• _Task details_: Only the lines from the one with "What Lit and" through the one with "editable = false;", inclusive, should be echoed exactly; pictures are left out.
* start The data *
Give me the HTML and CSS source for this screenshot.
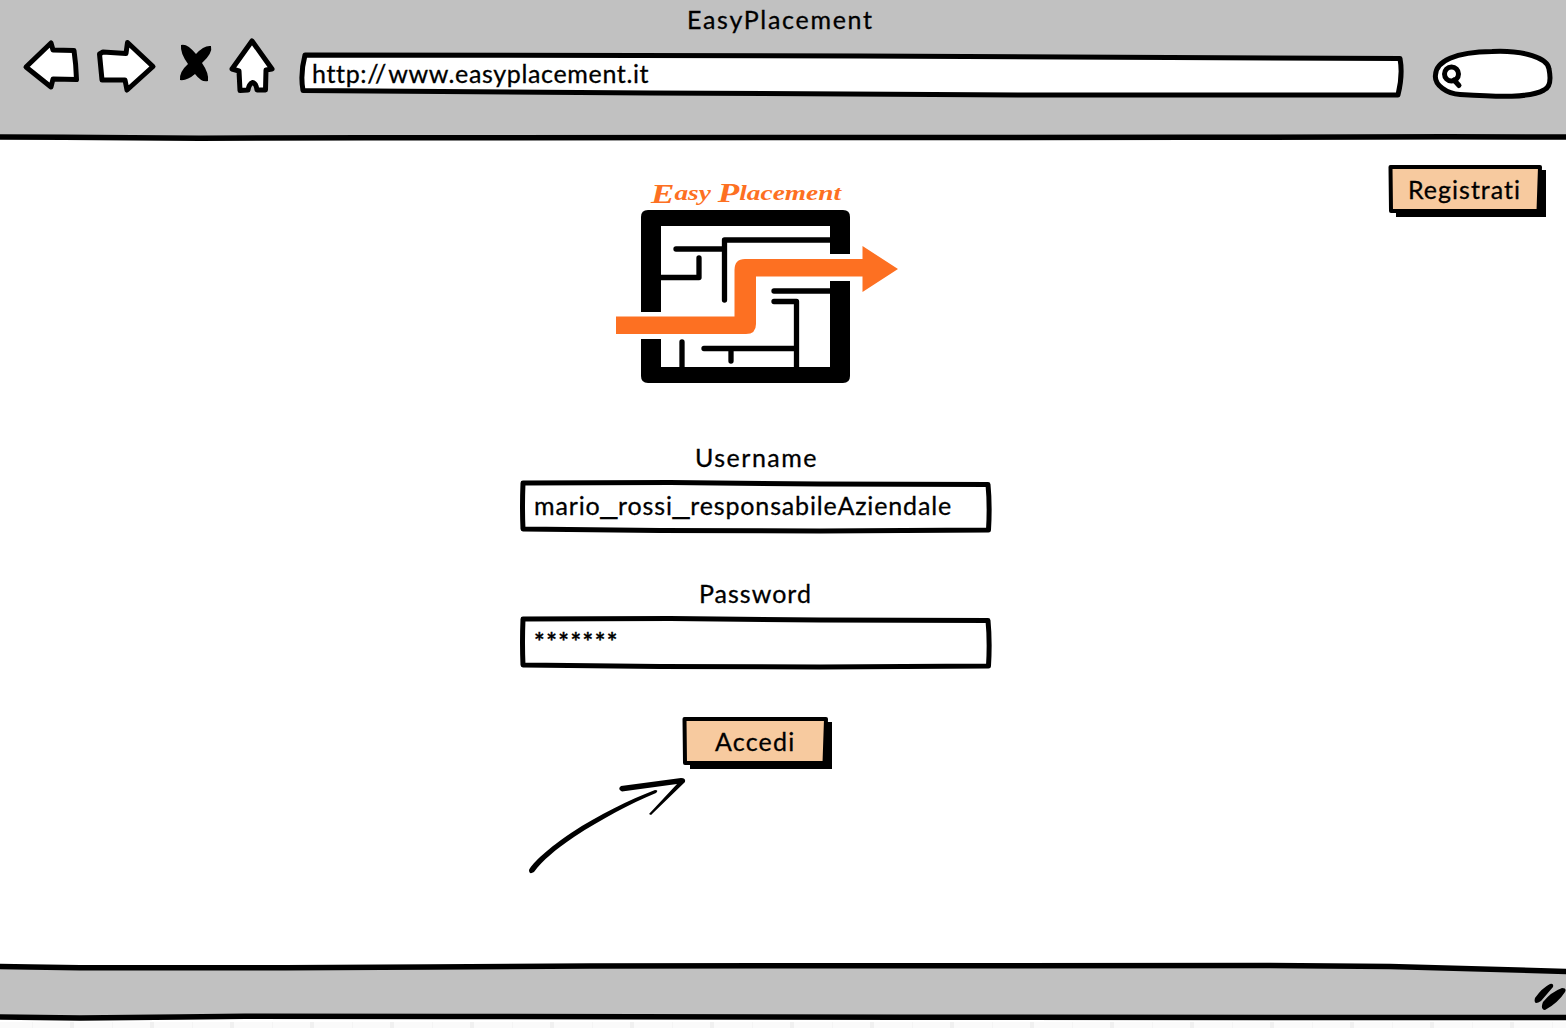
FILE: index.html
```html
<!DOCTYPE html>
<html lang="it">
<head>
<meta charset="utf-8">
<title>EasyPlacement</title>
<link rel="stylesheet" href="styles.css">
</head>
<body>
<div class="window">
  <header class="chrome">
    <div class="title"><span class="t-title">EasyPlacement</span></div>
    <div class="toolbar">
      <svg class="ink" width="68" height="64" viewBox="20 36 68 64"><path d="M26 67 51 43 53 50 74 50.5Q76 64 76.500 79.500L53 79 51 87Z"/></svg>
      <svg class="ink" width="80" height="64" viewBox="88 36 80 64"><path d="M103 52 126 53.500 127.500 42.500 153 66.500 127 90 125 80 102 80 99.500 54Z"/></svg>
      <svg width="52" height="64" viewBox="168 36 52 64"><path d="M181 45Q187 43 196 54Q204 45 211 46Q213 53 202 63Q209 73 208 81Q202 83 195 74Q187 81 180 80Q179 72 188 64Q180 53 181 45Z"/></svg>
      <svg class="ink" width="64" height="64" viewBox="220 36 64 64"><path d="M252 41 272 69 266 70 265.500 90 257 90Q256 83 252.500 82.500Q249 84 248 90L240 90.500 239 71 232 69Z"/></svg>
      <div class="address stack">
        <svg class="ink" width="1112" height="64" viewBox="292 36 1112 64"><path d="M305 55 860 56 1400 58.500Q1403 75 1398 95L1040 95 650 93 303 90.500Q300 74 305 55Z"/></svg>
        <span class="t-url">http:<b>//</b>www.easyplacement.it</span>
      </div>
      <svg class="ink search" width="126" height="64" viewBox="1430 36 126 64"><path d="M1435.500 75C1436 61 1455 52 1492 51.500C1524 50 1548 58 1549 69C1551 79 1551 87 1544 90C1530 98 1500 97 1460 94.500C1447 94 1434 85 1435.500 75Z"/><circle cx="1451.500" cy="74" r="7"/><path d="M1454 80 1459 85.500" fill="none"/></svg>
    </div>
    <svg class="rule" width="1566" height="8" viewBox="0 133 1566 8"><path d="M0 137 64 137.300 200 138.200 364 137.700 1000 137.500 1190 137.300 1446 136.800 1566 137"/></svg>
  </header>

  <main class="page">
    <section class="login">
      <svg class="logo" width="284" height="208" viewBox="615 178 284 208">
        <text class="brand" x="651" y="203" textLength="190" lengthAdjust="spacingAndGlyphs"><tspan class="initial">E</tspan><tspan dy="-3">asy </tspan><tspan class="initial" dy="2">P</tspan><tspan dy="-2">lacement</tspan></text>
        <path d="M648 210H843Q850 210 850 217V254H830V226H661V312H641V217Q641 210 648 210Z"/>
        <path d="M641 339H661V367H830V281H850V376Q850 383 843 383H648Q641 383 641 376Z"/>
        <g class="maze"><path d="M676 249H724M724.500 300V240H832M660 277.500H699V258M774 291H832M774 301.500H796.500V368M704 348.500H796M731 349V361M682 342V368"/></g>
        <path class="route" d="M616 316.500H734.500V270Q734.500 259 745 259H862.500V246L898 269 862.500 292V276.500H756V324Q756 334 746 334H616Z"/>
      </svg>
      <label class="label label-user"><span class="t-user">Username</span></label>
      <div class="field stack">
        <svg class="ink" width="472" height="54" viewBox="0 0 472 54"><path d="M3 3 150 2.500 300 4 468 4.500Q470 25 468.500 50L300 51 140 50.500 3 49Q2 27 3 3Z"/></svg>
        <span class="t-name">mario<i>_</i>rossi<i>_</i>responsabileAziendale</span>
      </div>
      <label class="label label-pass"><span class="t-pass">Password</span></label>
      <div class="field stack">
        <svg class="ink" width="472" height="54" viewBox="0 0 472 54"><path d="M3 3 150 2.500 300 4 468 4.500Q470 25 468.500 50L300 51 140 50.500 3 49Q2 27 3 3Z"/></svg>
        <span class="t-stars">*******</span>
      </div>
      <button class="button stack enter">
        <svg width="150" height="54" viewBox="0 0 150 54"><path d="M8 6H150V53H8Z"/><path class="face" d="M2.500 3 144 3 142.500 47 3 47Z"/></svg>
        <span class="t-enter">Accedi</span>
      </button>
      <svg class="pointer" width="164" height="104" viewBox="526 774 164 104">
        <path d="M529 870C533 862 549 848 571 833C600 814 629 800 655 790Q659 790 656 793C630 804 603 818 574 837C555 850 543 860 534 872Q529 875 529 870Z"/>
        <path d="M621 786 681 778Q686 778 685 782L651 815 649 814 677 784 622 791.500Q617 789 621 786Z"/>
      </svg>
    </section>
    <button class="button stack register">
      <svg width="158" height="54" viewBox="0 0 158 54"><path d="M8 6H158V53H8Z"/><path class="face" d="M2.500 3 152 3 150.500 47 3 47Z"/></svg>
      <span class="t-reg">Registrati</span>
    </button>
  </main>

  <footer class="status">
    <svg width="1566" height="60" viewBox="0 962 1566 60">
      <path class="bar" d="M-5 966.500 30 967 80 967.800 285 967.800 430 967 590 966 1270 965.500 1390 966.500 1570 971.500V1017.500L1400 1017.500 900 1017.300 445 1016.500 245 1016.200 180 1017 80 1018 -5 1017Z"/>
      <path d="M1550 984Q1554 983 1553 987L1541 1001Q1533 1006 1535 998Q1542 988 1550 984ZM1562 988Q1567 988 1565 992Q1558 1003 1545 1010Q1540 1009 1543 1002Q1551 992 1562 988Z"/>
    </svg>
    <div class="ruler"></div>
  </footer>
</div>
</body>
</html>
```
FILE: styles.css
```css
* { box-sizing: border-box; }
body { margin: 0; background: #fff; color: #000; font: 25px/30px Lato, sans-serif; overflow: hidden; -webkit-text-stroke: .3px #000; }
svg { display: block; flex: none; }
.window { width: 1566px; height: 1028px; display: flex; flex-direction: column; }
.stack { display: grid; }
.stack > * { grid-area: 1 / 1; }
.ink { fill: #fff; stroke: #000; stroke-width: 5; stroke-linejoin: round; stroke-linecap: round; }
.chrome { height: 141px; background: linear-gradient(#c1c1c1 138px, #fff 138px); display: flex; flex-direction: column; }
.title { height: 36px; padding: 4px 0 0 687px; white-space: nowrap; }
.toolbar { display: flex; height: 64px; padding-left: 20px; }
.address { margin-left: 8px; }
.address span { padding: 22px 0 0 20px; }
.search { margin-left: 26px; }
.rule { margin-top: 33px; fill: none; stroke: #000; stroke-width: 5.5; }
.page { height: 821px; display: grid; grid-template-columns: 520px 472px 1fr; }
.login { grid-column: 2; display: flex; flex-direction: column; padding-top: 37px; }
.logo { margin-left: 95px; }
.brand { font: italic bold 21px "Liberation Serif", serif; fill: #fd7022; -webkit-text-stroke: .5px #fd7022; }
.initial { font-size: 27px; }
.maze { fill: none; stroke: #000; stroke-width: 5.3; stroke-linejoin: round; stroke-linecap: round; }
.route { fill: #fd7022; }
.label { height: 94px; padding-top: 56px; }
.label-user { padding-left: 175px; }
.label-pass { height: 82px; padding: 44px 0 0 179px; }
.field { height: 54px; }
.field span { padding: 10px 0 0 14px; }
.field i { font: 30px/0 "Liberation Sans", sans-serif; vertical-align: 2px; }
.button { border: 0; padding: 0; background: none; font: inherit; color: inherit; text-align: left; height: 54px; }
.face { fill: #f7ca9f; stroke: #000; stroke-width: 4; stroke-linejoin: round; }
.enter { width: 150px; margin: 46px 0 0 162px; }
.enter span { padding: 10px 0 0 33px; }
.register { grid-column: 3; justify-self: end; width: 158px; margin: 23px 20px 0 0; }
.register span { padding: 10px 0 0 20px; }
.pointer { margin: 4px 0 0 6px; }
.status { height: 66px; }
.bar { fill: #c1c1c1; stroke: #000; stroke-width: 5.5; }
.ruler { height: 6px; background: repeating-linear-gradient(90deg, #fafafa 0 32px, #f4f4f4 32px 33px, #fafafa 33px 70px, #f0f0f0 70px 74px, #fafafa 74px 80px); }
.t-title { letter-spacing: 1.7px; }
.t-url { letter-spacing: .65px; }
.t-url b { font-weight: normal; letter-spacing: 2px; }
.t-user { letter-spacing: 1.5px; }
.t-name { letter-spacing: .85px; }
.t-pass { letter-spacing: 1px; }
.t-stars { font-weight: bold; letter-spacing: 1.5px; }
.t-enter { letter-spacing: 1.2px; }
.t-reg { letter-spacing: 1px; }
```
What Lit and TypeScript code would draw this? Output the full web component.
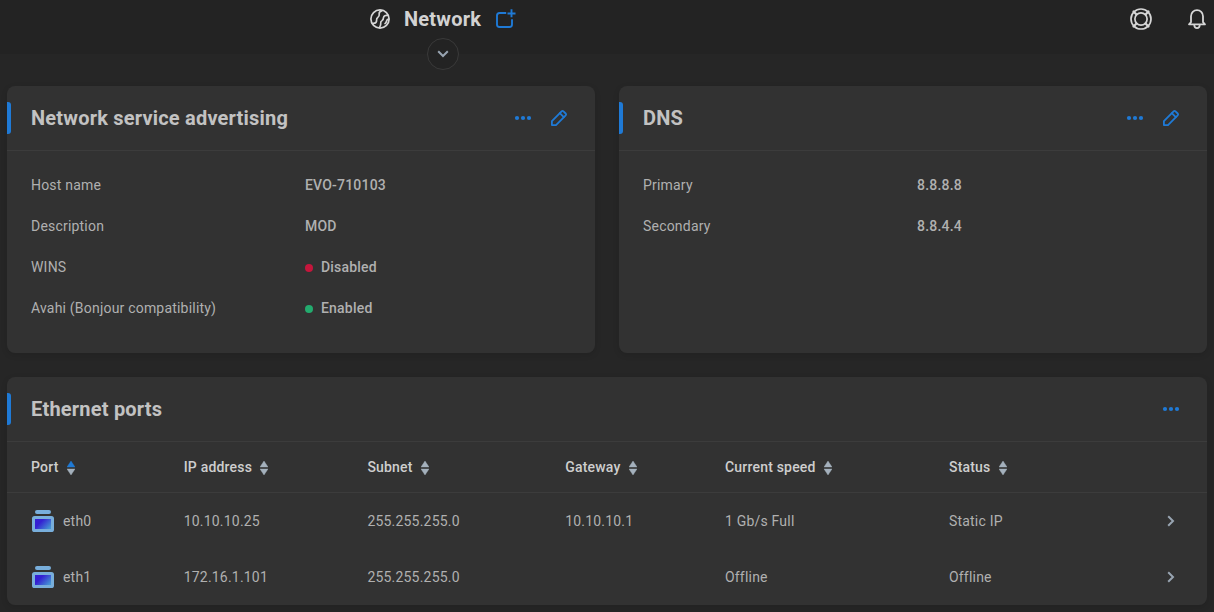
import { LitElement, html, css, svg, nothing } from "lit";
import { customElement, property } from "lit/decorators.js";

const dots = html`<svg class="dots" width="18" height="6" viewBox="0 0 18 6" fill="#1f7ad6"><circle cx="3" cy="3" r="2.1"/><circle cx="9" cy="3" r="2.1"/><circle cx="15" cy="3" r="2.1"/></svg>`;

const pencil = html`<svg width="18" height="18" viewBox="0 0 18 18" fill="none" stroke="#1f7ad6" stroke-width="1.8" stroke-linejoin="round" stroke-linecap="round"><path d="M1.9 16.1V12.2L11.6 2.3Q12.5 1.4 13.5 2.3L15.7 4.5Q16.6 5.4 15.7 6.4L6 16.1Z"/><path d="M9.8 4.2L13.8 8.2"/></svg>`;

const chevron = html`<svg width="8" height="12" viewBox="0 0 8 12" fill="none" stroke="#98a4b1" stroke-width="2"><path d="M1.2 1.2L6 6L1.2 10.8"/></svg>`;

const portIcon = html`<svg width="24" height="24" viewBox="0 0 24 24">
  <defs><linearGradient id="g" x1="0" y1="0.2" x2="1" y2="0.8"><stop offset="0.3" stop-color="#3420d2"/><stop offset="1" stop-color="#4496d4"/></linearGradient></defs>
  <rect x="4" y="1" width="16" height="4" rx="2" fill="#78aedb"/>
  <rect x="1" y="7" width="22" height="16" rx="2.6" fill="#78aedb"/>
  <rect x="4" y="10" width="16" height="10" fill="url(#g)"/>
</svg>`;

@customElement("panel-card")
export class PanelCard extends LitElement {
  @property() heading = "";
  @property({ type: Boolean }) editable = false;

  static styles = css`
    :host { display: block; background: #323232; border-radius: 8px; overflow: hidden; box-shadow: 0 2px 6px rgba(0, 0, 0, 0.12); }
    .head { display: flex; align-items: center; height: 64px; padding-right: 27px; border-bottom: 1px solid #3c3c3c; }
    .accent { width: 4px; height: 32px; background: #1f7ad6; border-radius: 0 3px 3px 0; }
    .title { flex: 1; margin: 0 0 0 20px; font: 700 20px/28px Roboto, sans-serif; letter-spacing: 0.2px; color: #c2c2c2; }
    svg { display: block; }
    .tools { display: flex; align-items: center; gap: 18px; }
  `;

  render() {
    return html`
      <div class="head">
        <div class="accent"></div>
        <h2 class="title">${this.heading}</h2>
        <div class="tools">${dots}${this.editable ? pencil : nothing}</div>
      </div>
      <slot></slot>
    `;
  }
}

@customElement("app-root")
export class AppRoot extends LitElement {
  private columns = ["Port", "IP address", "Subnet", "Gateway", "Current speed", "Status"];
  private ports = [
    ["eth0", "10.10.10.25", "255.255.255.0", "10.10.10.1", "1 Gb/s Full", "Static IP"],
    ["eth1", "172.16.1.101", "255.255.255.0", "", "Offline", "Offline"],
  ];

  static styles = css`
    :host { display: block; height: 612px; overflow: hidden; background: #262626; color: #b0b0b0; font: 400 14px/20px Roboto, sans-serif; letter-spacing: 0.2px; }
    svg { display: block; flex: none; }
    .topbar { position: relative; display: flex; align-items: flex-start; height: 54px; box-sizing: border-box; padding: 7px 7px 0 369px; background: #232323; }
    .title { display: flex; align-items: center; height: 24px; flex: 1; }
    .name { margin: 0 15px 0 13px; font: 700 20px/24px Roboto, sans-serif; letter-spacing: 0.2px; color: #d2d2d2; }
    .actions { display: flex; align-items: center; gap: 34px; height: 24px; }
    .expand { position: absolute; left: 427px; top: 38px; width: 32px; height: 32px; box-sizing: border-box; display: flex; align-items: center; justify-content: center; border: 1px solid #3a3a3a; border-radius: 50%; background: #232323; }
    .content { display: grid; grid-template-columns: 1fr 1fr; gap: 24px; padding: 32px 7px 0; }
    .wide { grid-column: 1 / -1; }
    .list { height: 189px; padding: 13px 24px 0; box-sizing: content-box; }
    .pair { display: flex; align-items: center; height: 41px; }
    .label { width: 274px; }
    .value { display: flex; align-items: center; font-weight: 500; }
    .dot { width: 8px; height: 8px; margin-right: 8px; border-radius: 50%; position: relative; top: 1px; }
    .red { background: #c5163c; }
    .green { background: #23ab6e; }
    .row { display: grid; grid-template-columns: 152.7px 183.7px 197.8px 159.8px 224px 1fr 12px; align-items: center; height: 56px; padding: 0 28px 0 24px; }
    .header { height: 50px; border-bottom: 1px solid #3c3c3c; color: #cecece; font-weight: 500; }
    .cell { display: flex; align-items: center; }
    .sort { margin-left: 8px; position: relative; top: 1px; }
    .port { margin-left: 8px; }
  `;

  private sortIcon(active: boolean) {
    return html`<svg class="sort" width="8" height="14" viewBox="0 0 8 14">${svg`<path d="M4 0L8 6H0Z" fill=${active ? "#1f7ad6" : "#a4b0bc"} stroke=${active ? "#1f7ad6" : "#a4b0bc"} stroke-width="0.4"/><path d="M0 8H8L4 14Z" fill="#a4b0bc" stroke="#a4b0bc" stroke-width="0.4"/>`}</svg>`;
  }

  private pair(label: string, value: string, tone = "") {
    return html`<div class="pair"><span class="label">${label}</span><span class="value">${tone ? html`<i class="dot ${tone}"></i>` : nothing}${value}</span></div>`;
  }

  render() {
    return html`
      <header class="topbar">
        <div class="title">
          <svg width="22" height="22" viewBox="0 0 22 22" fill="none" stroke="#d6d6d6" stroke-width="1.7" stroke-linecap="round" stroke-linejoin="round"><circle cx="11" cy="11" r="9.1"/><path d="M13 2.6Q9.8 3.8 10.2 6Q10.6 8.2 8.8 9.4Q7.4 10.2 7.6 12.2Q7.6 14.8 5.6 15.2L3.4 15.6"/><path d="M18.9 7.4Q14.9 6.8 14.5 9.6Q14.5 11.6 13 12.6Q11.4 13.6 11.7 15.4Q12 17 10.6 19.4"/><path d="M19.5 11Q18 11.2 17.6 13Q17.2 14.8 16 15.6"/></svg>
          <h1 class="name">Network</h1>
          <svg width="20" height="20" viewBox="0 0 20 20" fill="none" stroke="#1f7ad6" stroke-width="1.9"><path d="M10.2 4H3.5Q1 4 1 6.5V15.5Q1 18 3.5 18H13.5Q16 18 16 15.5V10.2"/><path d="M15.5 0.3V8.3M11.5 4.5H19.5"/></svg>
        </div>
        <div class="actions">
          <svg width="24" height="24" viewBox="0 0 24 24" fill="none" stroke="#d6d6d6" stroke-width="1.7" stroke-linecap="round"><circle cx="12" cy="12" r="10"/><circle cx="12" cy="12" r="6.1"/><path d="M16.5 7.5L19.5 4.5M7.5 7.5L4.5 4.5M16.5 16.5L19.5 19.5M7.5 16.5L4.5 19.5" stroke-width="2.2"/></svg>
          <svg width="20" height="22" viewBox="0 0 20 22" fill="none" stroke="#d6d6d6" stroke-width="1.8" stroke-linecap="round" stroke-linejoin="round"><path d="M2 16.3L4 14.2V8.2A6 6 0 0 1 16 8.2V14.2L18 16.3Z"/><path d="M7.3 17.3Q7.5 20.2 10 20.2T12.7 17.3"/></svg>
        </div>
        <div class="expand"><svg width="12" height="8" viewBox="0 0 12 8" fill="none" stroke="#98a4b1" stroke-width="2"><path d="M1.2 1.3L6 6L10.8 1.3"/></svg></div>
      </header>
      <main class="content">
        <panel-card heading="Network service advertising" editable>
          <div class="list">
            ${this.pair("Host name", "EVO-710103")}
            ${this.pair("Description", "MOD")}
            ${this.pair("WINS", "Disabled", "red")}
            ${this.pair("Avahi (Bonjour compatibility)", "Enabled", "green")}
          </div>
        </panel-card>
        <panel-card heading="DNS" editable>
          <div class="list">
            ${this.pair("Primary", "8.8.8.8")}
            ${this.pair("Secondary", "8.8.4.4")}
          </div>
        </panel-card>
        <panel-card class="wide" heading="Ethernet ports">
          <div class="row header">${this.columns.map((c, i) => html`<div class="cell">${c}${this.sortIcon(i === 0)}</div>`)}</div>
          ${this.ports.map((p) => html`<div class="row">
            ${p.map((v, i) => html`<div class="cell">${i === 0 ? html`${portIcon}<span class="port">${v}</span>` : v}</div>`)}
            ${chevron}
          </div>`)}
        </panel-card>
      </main>
    `;
  }
}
* end The data *
• _Task output_:
What Lit and TypeScript code would draw this? Output the full web component.
import { LitElement, html, css, svg, nothing } from "lit";
import { customElement, property } from "lit/decorators.js";

const dots = html`<svg class="dots" width="18" height="6" viewBox="0 0 18 6" fill="#1f7ad6"><circle cx="3" cy="3" r="2.1"/><circle cx="9" cy="3" r="2.1"/><circle cx="15" cy="3" r="2.1"/></svg>`;

const pencil = html`<svg width="18" height="18" viewBox="0 0 18 18" fill="none" stroke="#1f7ad6" stroke-width="1.8" stroke-linejoin="round" stroke-linecap="round"><path d="M1.9 16.1V12.2L11.6 2.3Q12.5 1.4 13.5 2.3L15.7 4.5Q16.6 5.4 15.7 6.4L6 16.1Z"/><path d="M9.8 4.2L13.8 8.2"/></svg>`;

const chevron = html`<svg width="8" height="12" viewBox="0 0 8 12" fill="none" stroke="#98a4b1" stroke-width="2"><path d="M1.2 1.2L6 6L1.2 10.8"/></svg>`;

const portIcon = html`<svg width="24" height="24" viewBox="0 0 24 24">
  <defs><linearGradient id="g" x1="0" y1="0.2" x2="1" y2="0.8"><stop offset="0.3" stop-color="#3420d2"/><stop offset="1" stop-color="#4496d4"/></linearGradient></defs>
  <rect x="4" y="1" width="16" height="4" rx="2" fill="#78aedb"/>
  <rect x="1" y="7" width="22" height="16" rx="2.6" fill="#78aedb"/>
  <rect x="4" y="10" width="16" height="10" fill="url(#g)"/>
</svg>`;

@customElement("panel-card")
export class PanelCard extends LitElement {
  @property() heading = "";
  @property({ type: Boolean }) editable = false;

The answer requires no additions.